Three Abandoned UP Mining Towns
When a UP mining town lost its company, residents moved on. But in these historical abandoned towns, many structures remain, letting visitors glimpse the past.
FAYETTE HISTORIC STATE PARK
Stone walls frame empty interiors, creating evocative images for eyes and cameras in this bygone industrial town.
From 1867 to 1891, nearly 500 people lived in Fayette, which grew up around the Jackson Iron Company’s blast furnaces and numerous charcoal kilns. But when the charcoal iron market declined, so did the town.
Fayette Historic State Park contains the town’s ruins, including twin furnaces, a company store, a hotel and private homes. Though the industrial town’s sounds have long faded, it doesn’t take much imagination to hear them again as you stand among the buildings.
A visitors center houses a scale model of the original town, which provides context as visitors set out to see 19 structures on self-guided walking tours; maps available. The drive along M-183, which follows Big Bay de Noc, is scenic when colors peak in early October.
Fayette’s beautiful setting along Lake Michigan belies a history of the dirty work of iron smelting. Jackson Iron Company agent Fayette Brown chose the site for its proximity to limestone, hardwood forests and water.

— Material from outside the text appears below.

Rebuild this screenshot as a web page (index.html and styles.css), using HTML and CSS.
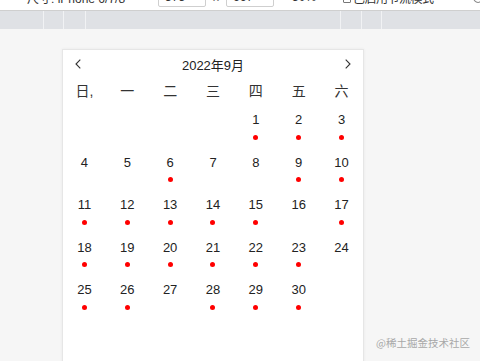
FILE: index.html
```html
<!DOCTYPE html>
<html lang="zh-CN">
<head>
<meta charset="utf-8">
<title>日历</title>
<link rel="stylesheet" href="styles.css">
</head>
<body>
<div class="devbar">
  <span class="dev-device">尺寸: iPhone 6/7/8</span><span class="caret">▾</span>
  <span class="dev-input">375</span><span class="dev-x">x</span><span class="dev-input">667</span>
  <span class="dev-zoom">50%</span><span class="caret">▾</span>
  <span class="dev-check"></span><span class="dev-throttle">已启用节流模式</span><span class="caret">▾</span>
  <span class="dev-icon"></span>
</div>
<div class="tabstrip">
  <span class="seg s1"></span><span class="seg s2"></span><span class="seg s3"></span><span class="seg s4"></span><span class="seg s5"></span><span class="seg s6"></span><span class="seg s7"></span>
</div>
<main class="stage">
  <section class="calendar">
    <header class="cal-head">
      <svg class="chev" width="6" height="10" viewBox="0 0 6 10"><path d="M5.3 0.6 L1 5 L5.3 9.4" fill="none" stroke="#333" stroke-width="1.1"/></svg>
      <span class="cal-title">2022年9月</span>
      <svg class="chev" width="6" height="10" viewBox="0 0 6 10"><path d="M0.7 0.6 L5 5 L0.7 9.4" fill="none" stroke="#333" stroke-width="1.1"/></svg>
    </header>
    <div class="weekdays">
      <span>日,</span><span>一</span><span>二</span><span>三</span><span>四</span><span>五</span><span>六</span>
    </div>
    <div class="days">
      <div class="day"></div><div class="day"></div><div class="day"></div><div class="day"></div>
      <div class="day"><span class="num">1</span><i class="dot"></i></div>
      <div class="day"><span class="num">2</span><i class="dot"></i></div>
      <div class="day"><span class="num">3</span><i class="dot"></i></div>
      <div class="day"><span class="num">4</span></div>
      <div class="day"><span class="num">5</span></div>
      <div class="day"><span class="num">6</span><i class="dot"></i></div>
      <div class="day"><span class="num">7</span></div>
      <div class="day"><span class="num">8</span></div>
      <div class="day"><span class="num">9</span><i class="dot"></i></div>
      <div class="day"><span class="num">10</span><i class="dot"></i></div>
      <div class="day"><span class="num">11</span><i class="dot"></i></div>
      <div class="day"><span class="num">12</span><i class="dot"></i></div>
      <div class="day"><span class="num">13</span><i class="dot"></i></div>
      <div class="day"><span class="num">14</span><i class="dot"></i></div>
      <div class="day"><span class="num">15</span><i class="dot"></i></div>
      <div class="day"><span class="num">16</span></div>
      <div class="day"><span class="num">17</span><i class="dot"></i></div>
      <div class="day"><span class="num">18</span><i class="dot"></i></div>
      <div class="day"><span class="num">19</span><i class="dot"></i></div>
      <div class="day"><span class="num">20</span><i class="dot"></i></div>
      <div class="day"><span class="num">21</span><i class="dot"></i></div>
      <div class="day"><span class="num">22</span><i class="dot"></i></div>
      <div class="day"><span class="num">23</span><i class="dot"></i></div>
      <div class="day"><span class="num">24</span></div>
      <div class="day"><span class="num">25</span><i class="dot"></i></div>
      <div class="day"><span class="num">26</span><i class="dot"></i></div>
      <div class="day"><span class="num">27</span></div>
      <div class="day"><span class="num">28</span><i class="dot"></i></div>
      <div class="day"><span class="num">29</span><i class="dot"></i></div>
      <div class="day"><span class="num">30</span><i class="dot"></i></div>
      <div class="day"></div>
    </div>
  </section>
  <div class="watermark">@稀土掘金技术社区</div>
</main>
</body>
</html>
```
FILE: styles.css
```css
* { box-sizing: border-box; }
html, body { margin: 0; padding: 0; height: 100%; overflow: hidden; }
body {
  background: #f6f6f6;
  font-family: "Liberation Sans", "Noto Sans CJK SC", sans-serif;
  color: #333;
}
.devbar {
  height: 27px;
  margin-top: -16px;
  background: #fff;
  border-bottom: 1px solid #cfcfcf;
  display: flex;
  align-items: center;
  padding-left: 27px;
  font-size: 12px;
  color: #333;
  white-space: nowrap;
  overflow: hidden;
}
.devbar > span { flex-shrink: 0; }
.caret { font-size: 9px; color: #888; margin-left: 6px; }
.dev-input {
  width: 48px;
  height: 20px;
  border: 1px solid #cfcfcf;
  border-radius: 2px;
  padding-left: 6px;
  line-height: 18px;
  margin-left: 22px;
}
.dev-x { margin-left: 7px; margin-right: -15px; color: #666; }
.dev-zoom { margin-left: 18px; }
.dev-check {
  width: 8px; height: 12px; border: 1px solid #777; border-radius: 1px;
  margin-left: 16px; margin-right: 2px;
}
.dev-throttle { letter-spacing: -0.5px; }
.dev-icon {
  width: 10px; height: 12px; border: 1px solid #888; border-radius: 50%;
  margin-left: 28px;
}
.tabstrip {
  height: 18px;
  background: #dfe1e5;
  display: flex;
}
.seg { height: 100%; border-right: 1px solid #f1f2f4; }
.s1 { width: 44px; }
.s2 { width: 20px; }
.s3 { width: 22px; }
.s4 { width: 255px; }
.s5 { width: 21px; }
.s6 { width: 20px; }
.s7 { flex: 1; border-right: 0; }
.stage {
  position: relative;
  height: calc(100% - 29px);
  padding: 20px 0 0 62px;
}
.calendar {
  width: 302px;
  height: 330px;
  background: #fff;
  border: 1px solid #e6e6e6;
  box-shadow: 0 0 3px rgba(0, 0, 0, 0.06);
}
.cal-head {
  height: 28px;
  padding: 0 12px;
  display: flex;
  align-items: center;
  justify-content: space-between;
}
.chev { display: block; }
.cal-title { font-size: 13px; color: #222; }
.weekdays {
  display: grid;
  grid-template-columns: repeat(7, 1fr);
  height: 27px;
  line-height: 27px;
  text-align: center;
  font-size: 14px;
  color: #333;
}
.days {
  display: grid;
  grid-template-columns: repeat(7, 1fr);
  grid-auto-rows: 42.5px;
  padding-top: 5px;
}
.day {
  display: flex;
  flex-direction: column;
  align-items: center;
}
.num {
  font-size: 13px;
  line-height: 20px;
  color: #222;
}
.dot {
  display: block;
  width: 5px;
  height: 5px;
  border-radius: 50%;
  background: #f00;
  margin-top: 4.5px;
}
.watermark {
  position: absolute;
  right: 10px;
  bottom: 11px;
  font-size: 10.5px;
  color: #a8a8a8;
  font-family: "Noto Sans CJK SC", sans-serif;
}
```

The resources were essential to making pig iron (crude iron) for shipping to Great Lakes steel companies via adjacent Snail Shell Harbor.
CENTRAL MINE AND VILLAGE
When Central Mine closed in 1898 after 44 years of operation as a copper mine, the town of Central began to dwindle. Its population dropped from 1,300 in 1887 to about 100 in 1905 to just two people today.
A drive along US-41 southwest of Copper Harbor takes visitors to the town’s remains. About a dozen homes remain, and miners’ descendants and visitors still gather at the Central Mine Methodist Church. The Keweenaw County Historical Society has spent the last quarter-century restoring the homes, relying mostly on donations and volunteers.

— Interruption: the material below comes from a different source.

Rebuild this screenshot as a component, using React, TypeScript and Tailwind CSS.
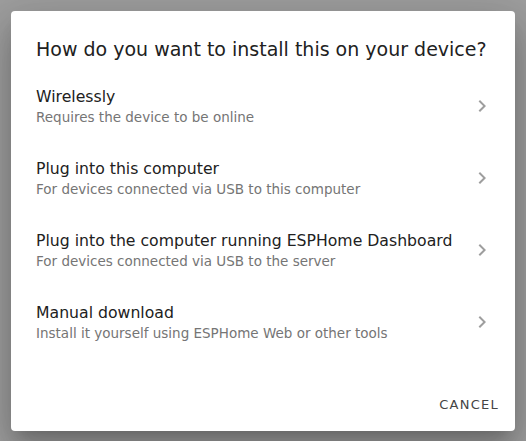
import React from "react";

const items = [
  { title: "Wirelessly", sub: "Requires the device to be online" },
  { title: "Plug into this computer", sub: "For devices connected via USB to this computer" },
  { title: "Plug into the computer running ESPHome Dashboard", sub: "For devices connected via USB to the server" },
  { title: "Manual download", sub: "Install it yourself using ESPHome Web or other tools" },
];

function Chevron() {
  return (
    <svg width="24" height="24" viewBox="0 0 24 24" className="shrink-0">
      <path d="M8.59,16.58L13.17,12L8.59,7.41L10,6L16,12L10,18L8.59,16.58Z" fill="#9e9e9e" />
    </svg>
  );
}

export default function App() {
  return (
    <div
      className="w-[526px] h-[441px] bg-[#9e9e9e] p-[11px] overflow-hidden"
      style={{ fontFamily: '"DejaVu Sans", sans-serif' }}
    >
      <div className="w-[504px] h-[420px] bg-white rounded-[4px] shadow-[0_11px_15px_-7px_rgba(0,0,0,0.2),0_24px_38px_3px_rgba(0,0,0,0.14),0_9px_46px_8px_rgba(0,0,0,0.12)] flex flex-col">
        <div className="pl-[25px] pt-[22px] h-[59px] text-[19px] leading-[32px] text-[#212121] whitespace-nowrap">
          How do you want to install this on your device?
        </div>
        <div className="flex flex-col">
          {items.map((it) => (
            <div key={it.title} className="h-[72px] flex items-center pl-[25px] pr-[21px]">
              <div className="flex-1 flex flex-col pt-[1px]">
                <div className="text-[15.7px] leading-[20px] text-[#212121]">{it.title}</div>
                <div className="text-[13.5px] leading-[20px] text-[#757575]">{it.sub}</div>
              </div>
              <Chevron />
            </div>
          ))}
        </div>
        <div className="flex-1 flex items-end justify-end px-[8px] pb-[8px]">
          <div className="h-[36px] px-[8px] flex items-center text-[13px] tracking-[1.25px] text-[#444] font-medium">
            CANCEL
          </div>
        </div>
      </div>
    </div>
  );
}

The site includes a visitors center (open through mid-October) and three original homes open daily for tours. Others are open for special events, including the doctor’s residence, which housed an early intercom. After hours, someone needing the doctor yelled into the lead pipe connecting the front door to an upstairs bedroom. There’s no charge for tours, but donations are welcome.
OLD VICTORIA HISTORICAL SITE
Restored log cabins house history in Old Victoria, a mining village that’s now a Keweenaw National Historical Park site. Furnishings and artifacts in the four cabins offer glimpses of home life for Victoria Copper Mine workers. Walking the grounds doesn’t cost a thing, but a fee applies for an inside guided tour (available through October 8). The nearby North Country Trail, one of America’s epic hiking trails, leads to the site of the mine itself.